Il leader della Lega: "Dialogo possibile con i 5 Stelle se la smettono di porre veti. Fuori il Pd"

Tra Salvini e Di Maio ormai è un tira e molla. Prima aprono la porta reciprocamente al dialogo, poi si punzecchiano, poi si lanciano bordate a distanza. Ma alla fine, l'uno o l'altro rilancia sempre un segnale positivo al competitor. Tanto che sono in molti a chiedersi se questa sia la sceneggiatura di un film già scritto e non, come sostengono i protagonisti diretti, il prologo di un dialogo che nessuno sa dove porterà. Dalle parti del Pd danno l'accordo per fatto, eppure mettendo in fila i 'fatti' sono ancora molti i nodi da sciogliere.

Stando alle ultime spigolature, la questione è tutta nei numeri. O meglio, nelle percentuali, per essere proprio pignoli. Il segretario della Lega è convinto che al 51% un'intesa tra centrodestra (in blocco) e M5S si può trovare. A stretto giro la risposta del capo politico del 5 Stelle, secondo il quale c'è "lo 0% di possibilità che il Movimento vada al governo con Berlusconi e l'ammucchiata di centrodestra". Un'uscita che ha fatto saltare la mosca al naso di Salvini: "Mi interessa meno di zero di Di Maio in questo momento". Appunto, botte da orbi con apertura annessa. Perché il riferimento temporale del numero 1 del Carroccio può fare la differenza in una fase delicata come quella che l'Italia vive.

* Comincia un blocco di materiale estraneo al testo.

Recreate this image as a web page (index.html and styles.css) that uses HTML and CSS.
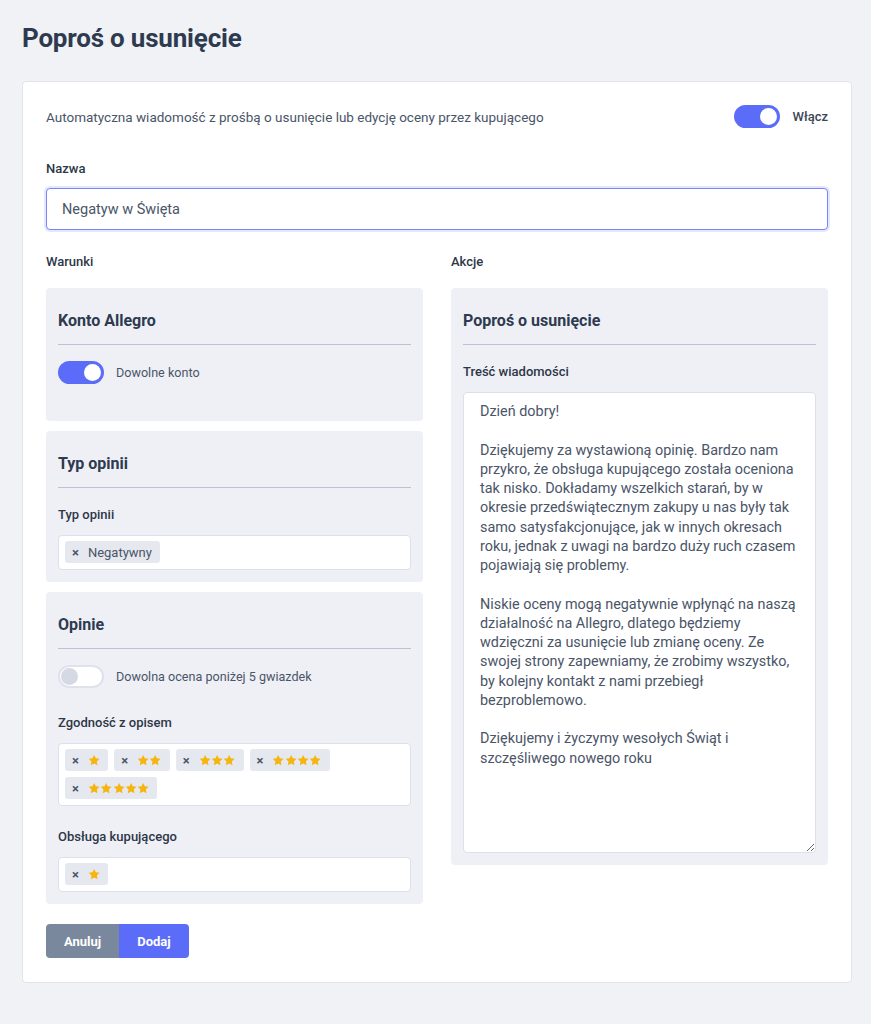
FILE: index.html
```html
<!DOCTYPE html>
<html lang="pl">
<head>
    <meta charset="UTF-8">
    <meta name="viewport" content="width=device-width, initial-scale=1.0">
    <title>Poproś o usunięcie</title>
    <link rel="stylesheet" href="styles.css">
</head>
<body>
    <div class="page">
        <h1>Poproś o usunięcie</h1>

        <div class="card">
            <div class="intro">
                <p>Automatyczna wiadomość z prośbą o usunięcie lub edycję oceny przez kupującego</p>
                <label class="switch-row">
                    <span class="switch on"></span>
                    <span class="switch-label">Włącz</span>
                </label>
            </div>

            <div class="label name-label">Nazwa</div>
            <input type="text" class="text-input" value="Negatyw w Święta">

            <div class="columns">
                <div class="column">
                    <div class="label">Warunki</div>

                    <div class="box">
                        <h2>Konto Allegro</h2>
                        <label class="switch-row spaced">
                            <span class="switch on"></span>
                            <span class="switch-label">Dowolne konto</span>
                        </label>
                    </div>

                    <div class="box">
                        <h2>Typ opinii</h2>
                        <div class="field first">
                            <div class="label">Typ opinii</div>
                            <div class="select">
                                <span class="chip"><span class="x">×</span>Negatywny</span>
                            </div>
                        </div>
                    </div>

                    <div class="box">
                        <h2>Opinie</h2>
                        <label class="switch-row">
                            <span class="switch"></span>
                            <span class="switch-label">Dowolna ocena poniżej 5 gwiazdek</span>
                        </label>
                        <div class="field">
                            <div class="label">Zgodność z opisem</div>
                            <div class="select" id="zgodnosc"></div>
                        </div>
                        <div class="field">
                            <div class="label">Obsługa kupującego</div>
                            <div class="select" id="obsluga"></div>
                        </div>
                    </div>
                </div>

                <div class="column">
                    <div class="label">Akcje</div>
                    <div class="box">
                        <h2>Poproś o usunięcie</h2>
                        <div class="field first">
                            <div class="label">Treść wiadomości</div>
                            <textarea class="message">Dzień dobry!

Dziękujemy za wystawioną opinię. Bardzo nam przykro, że obsługa kupującego została oceniona tak nisko. Dokładamy wszelkich starań, by w okresie przedświątecznym zakupy u nas były tak samo satysfakcjonujące, jak w innych okresach roku, jednak z uwagi na bardzo duży ruch czasem pojawiają się problemy.

Niskie oceny mogą negatywnie wpłynąć na naszą działalność na Allegro, dlatego będziemy wdzięczni za usunięcie lub zmianę oceny. Ze swojej strony zapewniamy, że zrobimy wszystko, by kolejny kontakt z nami przebiegł bezproblemowo.

Dziękujemy i życzymy wesołych Świąt i szczęśliwego nowego roku</textarea>
                        </div>
                    </div>
                </div>
            </div>

            <div class="buttons">
                <button class="btn cancel">Anuluj</button>
                <button class="btn add">Dodaj</button>
            </div>
        </div>
    </div>

    <script>
        // Gwiazdki w wybranych ocenach
        const star = '<svg class="star" viewBox="0 0 24 24"><path d="M12 1.2l3.2 6.6 7.3 1-5.3 5.1 1.3 7.2L12 17.7l-6.5 3.4 1.3-7.2-5.3-5.1 7.3-1z"/></svg>';

        function chips(id, counts) {
            let html = "";
            counts.forEach(n => {
                html += `<span class="chip"><span class="x">×</span>${star.repeat(n)}</span>`;
            });
            document.getElementById(id).innerHTML = html;
        }

        chips("zgodnosc", [1, 2, 3, 4, 5]);
        chips("obsluga", [1]);
    </script>
</body>
</html>
```

FILE: styles.css
```css
body {
    margin: 0;
    background: #f1f2f6;
    font-family: Roboto, 'Liberation Sans', sans-serif;
    color: #4a5568;
}

.page {
    padding: 22px 19px 42px 22px;
}

h1 {
    margin: 0 0 27px;
    font-size: 26px;
    line-height: 32px;
    font-weight: 700;
    color: #2d3a4f;
    letter-spacing: -0.2px;
}

.card {
    background: #fff;
    border: 1px solid #e1e4ea;
    border-radius: 4px;
    padding: 23px 23px 24px 23px;
}

.intro {
    display: flex;
    align-items: center;
    justify-content: space-between;
}

.intro p {
    margin: 0;
    font-size: 13.5px;
}

.label {
    font-size: 13px;
    line-height: 18px;
    font-weight: 500;
    color: #2d3748;
}

.name-label {
    margin-top: 32px;
}

.text-input {
    display: block;
    width: 100%;
    box-sizing: border-box;
    height: 42px;
    margin-top: 10px;
    padding: 0 15px;
    font-family: inherit;
    font-size: 14.5px;
    color: #4a5568;
    border: 1px solid #7c85f5;
    border-radius: 4px;
    box-shadow: 0 0 0 2px #e4e7fd;
    outline: none;
}

.columns {
    display: grid;
    grid-template-columns: 1fr 1fr;
    gap: 28px;
    margin-top: 23px;
}

.column > .label {
    margin-bottom: 17px;
}

.box {
    background: #eff0f5;
    border-radius: 4px;
    padding: 22px 12px 12px;
    margin-bottom: 10px;
}

.box h2 {
    margin: 0 0 12px;
    padding-bottom: 12px;
    border-bottom: 1px solid #bac3d3;
    font-size: 16px;
    line-height: 22px;
    font-weight: 700;
    color: #2d3a4f;
}

.switch-row {
    display: flex;
    align-items: center;
    gap: 12px;
    font-size: 12.6px;
}

.box .switch-row {
    margin-top: 16px;
}

.box .switch-row.spaced {
    margin-bottom: 25px;
}

.switch {
    position: relative;
    width: 46px;
    height: 23px;
    box-sizing: border-box;
    border-radius: 12px;
    background: #fff;
    border: 2px solid #dfe2ec;
}

.switch::after {
    content: "";
    position: absolute;
    top: 1px;
    left: 1px;
    width: 17px;
    height: 17px;
    border-radius: 50%;
    background: #d5d9e4;
}

.switch.on {
    background: #5b6cf9;
    border-color: #5b6cf9;
}

.switch.on::after {
    left: auto;
    right: 1px;
    background: #fff;
}

.switch-label {
    color: #4a5568;
}

.intro .switch-label {
    font-size: 13px;
    font-weight: 500;
    color: #3c4657;
}

.field {
    margin-top: 26px;
}

.field + .field {
    margin-top: 22px;
}

.field.first {
    margin-top: 18px;
}

.field .label {
    margin-bottom: 11px;
}

.select {
    display: flex;
    flex-wrap: wrap;
    gap: 6px;
    background: #fff;
    border: 1px solid #dde0ea;
    border-radius: 4px;
    padding: 5px 6px 6px;
}

.chip {
    display: inline-flex;
    align-items: center;
    height: 22px;
    padding: 0 8px 0 7px;
    background: #e5e8ee;
    border-radius: 3px;
    font-size: 13px;
    color: #4a5568;
}

.chip .x {
    font-size: 13px;
    font-weight: 700;
    color: #4a5568;
    margin-right: 9px;
}

.star {
    width: 12.3px;
    height: 13px;
    fill: #f6b40e;
}

.message {
    display: block;
    width: 100%;
    height: 461px;
    box-sizing: border-box;
    padding: 9px 16px;
    font-family: inherit;
    font-size: 14.4px;
    line-height: 19.25px;
    color: #4a5568;
    border: 1px solid #dde0ea;
    border-radius: 4px;
    resize: vertical;
}

.buttons {
    display: flex;
    margin-top: 10px;
}

.btn {
    height: 34px;
    border: none;
    padding: 0 18px;
    font-family: inherit;
    font-size: 13px;
    font-weight: 700;
    color: #fff;
    cursor: pointer;
}

.cancel {
    background: #7a889e;
    border-radius: 4px 0 0 4px;
}

.add {
    background: #5b6cf9;
    border-radius: 0 4px 4px 0;
}
```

I due top player della politica italiana non si sono sentiti (dicono), visti anche gli impegni delle campagne elettorali nelle Regioni che andranno al voto entro poche settimane, ma di sicuro non si sono persi di vista. Lo provano le dichiarazioni a distanza. Di Maio, da Termoli, si dice "fiducioso che un governo del cambiamento si farà", lanciando l'ennesimo messaggio in codice alla Lega: "Chi abbraccia Berlusconi sceglie un modo di fare del passato", dunque "non è immaginabile" un esecutivo del M5S con il Cav.

La replica di Salvini, ovviamente, non si è fatta attendere: con la politica dei veti "si torna alle urne". Ma, come da schema consolidato, dopo il bastone il leader leghista ha usato la carota: "Sono disponibile a capire il meccanismo del reddito di cittadinanza o a cancellare gli sprechi, ma se Di Maio continua a dire 'il premier lo faccio io perché sono arrivato primo', ma è arrivato secondo, a casa si capisce bene che non sono io a non voler dialogare". È difficile prevedere come andrà a finire questa storia, ma  resiste l'immagine dello schiaffo che può trasformarsi in carezza da un giorno all'altro. Colle permettendo, ça va sans dire.